A flow control valve uses a differential pressure pilot connected across an orifice plate in the pipeline. As flow increases, differential pressure increases, the pilot closes and cover pressure rises to throttle the valve. As flow falls, differential pressure falls, the pilot opens and the valve opens. The valve maintains a set flow rate regardless of upstream or downstream pressure variation: the correct choice for balancing flow between parallel filter beds or maintaining a set reservoir filling rate.

A modulating float valve for level control uses a ball float in the reservoir or tank to pilot the valve. As water level rises, the float rises and the pilot progressively closes. As level falls, the float descends and the valve opens. The float arm length and initial angle determine the modulating range. Remote float configurations are used where the float cannot be mounted directly on the valve body, with a pilot sensing line connecting float chamber to valve.

A pump control valve uses a two-stage closing pilot that operates quickly through the first 80 to 90% of travel on pump trip, then slowly through the final closure. The slow-close rate is set by an adjustable needle in the pilot circuit and is established during commissioning to limit the pressure rise to acceptable levels. On booster stations where the pump starts against a pressurised downstream main, the same pilot provides a controlled opening sequence to prevent startup surge.

Combining functions

Pilot circuits can be combined to deliver two or more functions from a single valve body. Common combinations include pressure reducing plus solenoid on-off shutoff (for timed reservoir filling where a maximum fill pressure must also be maintained), level control plus maximum pressure limiting (to protect a reservoir from overpressure if the level pilot fails) and flow control plus pressure relief.

Each additional pilot adds complexity and potential for interaction. A solenoid pilot in series with a pressure pilot closes the valve when energised regardless of downstream pressure: straightforward. A pressure relief pilot in parallel with a level control pilot requires careful commissioning to ensure the relief set point is above the maximum expected inlet pressure at full reservoir; otherwise the relief pilot dominates and level control is lost.

When specifying combined-function valves, state each required function explicitly and ask the manufacturer to confirm the pilot configuration and commissioning constraints. Do not assume a combination will behave as expected without checking.

Sizing

The Kv-based sizing approach used for PRVs applies to all pilot-operated globe control valves. Velocity at full open should not exceed 6 m/s, and the valve should spend most of its service life between 20% and 80% open.

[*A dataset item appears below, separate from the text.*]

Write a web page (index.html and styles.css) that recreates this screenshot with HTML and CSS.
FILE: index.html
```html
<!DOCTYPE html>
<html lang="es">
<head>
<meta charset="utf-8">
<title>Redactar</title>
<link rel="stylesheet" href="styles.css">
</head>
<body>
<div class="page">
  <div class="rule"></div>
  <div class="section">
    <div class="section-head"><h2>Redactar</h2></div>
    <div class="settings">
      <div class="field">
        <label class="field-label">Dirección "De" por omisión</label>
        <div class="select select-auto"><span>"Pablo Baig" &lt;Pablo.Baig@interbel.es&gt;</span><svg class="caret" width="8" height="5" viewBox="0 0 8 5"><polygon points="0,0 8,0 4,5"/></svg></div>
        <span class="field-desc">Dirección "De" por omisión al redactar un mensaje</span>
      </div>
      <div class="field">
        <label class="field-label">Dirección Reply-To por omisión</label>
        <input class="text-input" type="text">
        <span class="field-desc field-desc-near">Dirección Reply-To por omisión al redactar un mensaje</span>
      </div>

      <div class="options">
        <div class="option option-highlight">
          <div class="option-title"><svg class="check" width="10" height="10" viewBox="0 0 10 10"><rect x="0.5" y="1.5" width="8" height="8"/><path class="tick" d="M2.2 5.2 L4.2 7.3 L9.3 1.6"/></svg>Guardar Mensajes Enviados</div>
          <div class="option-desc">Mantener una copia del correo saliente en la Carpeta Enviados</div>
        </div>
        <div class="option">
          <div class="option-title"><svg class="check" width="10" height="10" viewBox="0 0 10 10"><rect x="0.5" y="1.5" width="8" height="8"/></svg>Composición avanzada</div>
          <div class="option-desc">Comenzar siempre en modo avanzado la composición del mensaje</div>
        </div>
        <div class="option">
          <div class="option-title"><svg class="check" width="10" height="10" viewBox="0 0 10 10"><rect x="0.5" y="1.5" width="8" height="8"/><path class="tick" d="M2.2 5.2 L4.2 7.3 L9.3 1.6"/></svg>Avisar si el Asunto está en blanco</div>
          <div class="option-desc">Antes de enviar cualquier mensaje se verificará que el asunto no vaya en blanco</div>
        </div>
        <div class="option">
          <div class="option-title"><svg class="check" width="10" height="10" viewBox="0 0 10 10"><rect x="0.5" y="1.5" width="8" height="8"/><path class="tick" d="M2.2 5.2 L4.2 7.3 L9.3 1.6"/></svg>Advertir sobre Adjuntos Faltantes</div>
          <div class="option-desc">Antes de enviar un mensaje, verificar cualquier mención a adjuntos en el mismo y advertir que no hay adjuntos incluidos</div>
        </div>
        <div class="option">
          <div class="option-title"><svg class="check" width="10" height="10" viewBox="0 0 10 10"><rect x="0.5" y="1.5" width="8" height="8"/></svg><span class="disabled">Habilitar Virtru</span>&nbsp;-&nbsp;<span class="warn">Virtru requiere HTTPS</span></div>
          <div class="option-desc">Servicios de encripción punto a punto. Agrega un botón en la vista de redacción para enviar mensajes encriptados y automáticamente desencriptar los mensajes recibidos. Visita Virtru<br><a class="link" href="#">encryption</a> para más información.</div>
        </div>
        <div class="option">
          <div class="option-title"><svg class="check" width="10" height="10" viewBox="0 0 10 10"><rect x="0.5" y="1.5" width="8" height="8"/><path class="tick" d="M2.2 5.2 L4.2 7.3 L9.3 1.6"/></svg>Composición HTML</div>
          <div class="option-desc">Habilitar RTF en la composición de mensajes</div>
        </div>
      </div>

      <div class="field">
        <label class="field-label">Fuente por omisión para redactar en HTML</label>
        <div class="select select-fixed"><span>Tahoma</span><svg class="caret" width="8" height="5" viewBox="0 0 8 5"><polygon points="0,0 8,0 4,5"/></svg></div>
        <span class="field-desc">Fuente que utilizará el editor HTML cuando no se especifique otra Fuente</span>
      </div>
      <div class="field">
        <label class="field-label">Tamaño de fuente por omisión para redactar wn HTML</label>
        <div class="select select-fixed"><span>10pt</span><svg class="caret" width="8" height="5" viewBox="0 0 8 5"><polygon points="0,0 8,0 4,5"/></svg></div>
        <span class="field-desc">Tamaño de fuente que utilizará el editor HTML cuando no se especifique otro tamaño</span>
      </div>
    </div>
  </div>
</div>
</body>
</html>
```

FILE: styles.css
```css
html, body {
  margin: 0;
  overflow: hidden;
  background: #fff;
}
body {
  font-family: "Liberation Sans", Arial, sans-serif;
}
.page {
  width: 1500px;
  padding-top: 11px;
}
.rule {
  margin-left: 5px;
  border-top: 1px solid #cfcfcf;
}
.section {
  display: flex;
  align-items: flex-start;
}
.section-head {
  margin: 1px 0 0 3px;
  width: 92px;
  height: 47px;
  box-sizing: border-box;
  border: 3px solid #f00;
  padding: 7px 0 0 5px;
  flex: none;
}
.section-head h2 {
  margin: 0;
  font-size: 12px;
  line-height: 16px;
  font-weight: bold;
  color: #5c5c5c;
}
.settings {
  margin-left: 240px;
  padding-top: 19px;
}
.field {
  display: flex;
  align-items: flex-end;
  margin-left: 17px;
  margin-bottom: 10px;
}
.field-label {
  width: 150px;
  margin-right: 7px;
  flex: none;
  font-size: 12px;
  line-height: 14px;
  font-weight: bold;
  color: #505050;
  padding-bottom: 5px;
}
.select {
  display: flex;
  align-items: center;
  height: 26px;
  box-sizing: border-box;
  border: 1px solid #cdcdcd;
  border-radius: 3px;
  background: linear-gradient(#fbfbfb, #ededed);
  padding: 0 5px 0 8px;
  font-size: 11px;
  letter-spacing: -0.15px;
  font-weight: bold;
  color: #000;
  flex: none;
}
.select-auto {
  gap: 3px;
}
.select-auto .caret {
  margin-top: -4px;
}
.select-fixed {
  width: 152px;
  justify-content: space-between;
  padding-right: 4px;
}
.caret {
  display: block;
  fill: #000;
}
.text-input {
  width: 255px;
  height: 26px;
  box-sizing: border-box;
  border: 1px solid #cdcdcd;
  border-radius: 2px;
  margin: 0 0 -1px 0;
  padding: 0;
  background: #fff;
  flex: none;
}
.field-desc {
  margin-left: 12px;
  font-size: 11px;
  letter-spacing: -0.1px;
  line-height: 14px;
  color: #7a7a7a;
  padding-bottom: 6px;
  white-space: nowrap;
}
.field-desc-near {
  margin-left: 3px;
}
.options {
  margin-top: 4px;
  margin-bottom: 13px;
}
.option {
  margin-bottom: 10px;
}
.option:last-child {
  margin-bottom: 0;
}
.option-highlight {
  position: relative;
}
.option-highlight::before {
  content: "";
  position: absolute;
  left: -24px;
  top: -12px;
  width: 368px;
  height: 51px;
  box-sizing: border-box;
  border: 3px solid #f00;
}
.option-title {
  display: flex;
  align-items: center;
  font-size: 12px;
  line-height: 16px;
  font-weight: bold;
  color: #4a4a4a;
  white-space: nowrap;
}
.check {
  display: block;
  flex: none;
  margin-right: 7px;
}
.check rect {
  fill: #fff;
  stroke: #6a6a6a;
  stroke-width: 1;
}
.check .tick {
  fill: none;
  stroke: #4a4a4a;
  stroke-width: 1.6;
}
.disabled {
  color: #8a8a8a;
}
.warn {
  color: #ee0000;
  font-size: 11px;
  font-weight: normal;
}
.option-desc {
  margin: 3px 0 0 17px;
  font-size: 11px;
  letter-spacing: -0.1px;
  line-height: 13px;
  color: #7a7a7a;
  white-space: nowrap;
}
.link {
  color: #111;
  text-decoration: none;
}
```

A control valve that spends most of its life near closed loses control authority and erodes the seat; one that operates permanently near full open has no headroom to increase flow when demand rises.

For level control valves, the sizing criterion is the peak fill flow rate required divided by the available differential pressure at peak inflow. For flow control valves, the design flow rate and differential pressure across the orifice plate under normal operating conditions determine the required Kv. A note on conversion: multiply Kv by 1.156 to get US Cv, or divide Cv by 1.156 to get Kv.

Commissioning and maintenance

Set-pressure adjustment on a PRV should always be made under live flow conditions, not with the downstream system blocked. Close the downstream isolation valve partially to simulate demand, observe the downstream pressure gauge and adjust the pilot spring to the required set pressure. Adjusting under blocked-outlet conditions produces a set point that shifts under flow due to pressure recovery in the valve body.

The most common commissioning fault on level control valves is incorrect float arm setting. The float arm angle at mid-tank level determines the modulating range. If the arm is set horizontal at half-tank, the valve modulates between roughly one-quarter and three-quarters of tank capacity. Adjusting the arm angle extends the modulating range upward or downward to match the required operating band.

Annual maintenance should include cleaning the pilot strainer, function testing the pilot valve under live flow conditions and inspecting the diaphragm for deformation or cracking. Blocked pilot strainers are the leading cause of control valve malfunction in service and the easiest to prevent.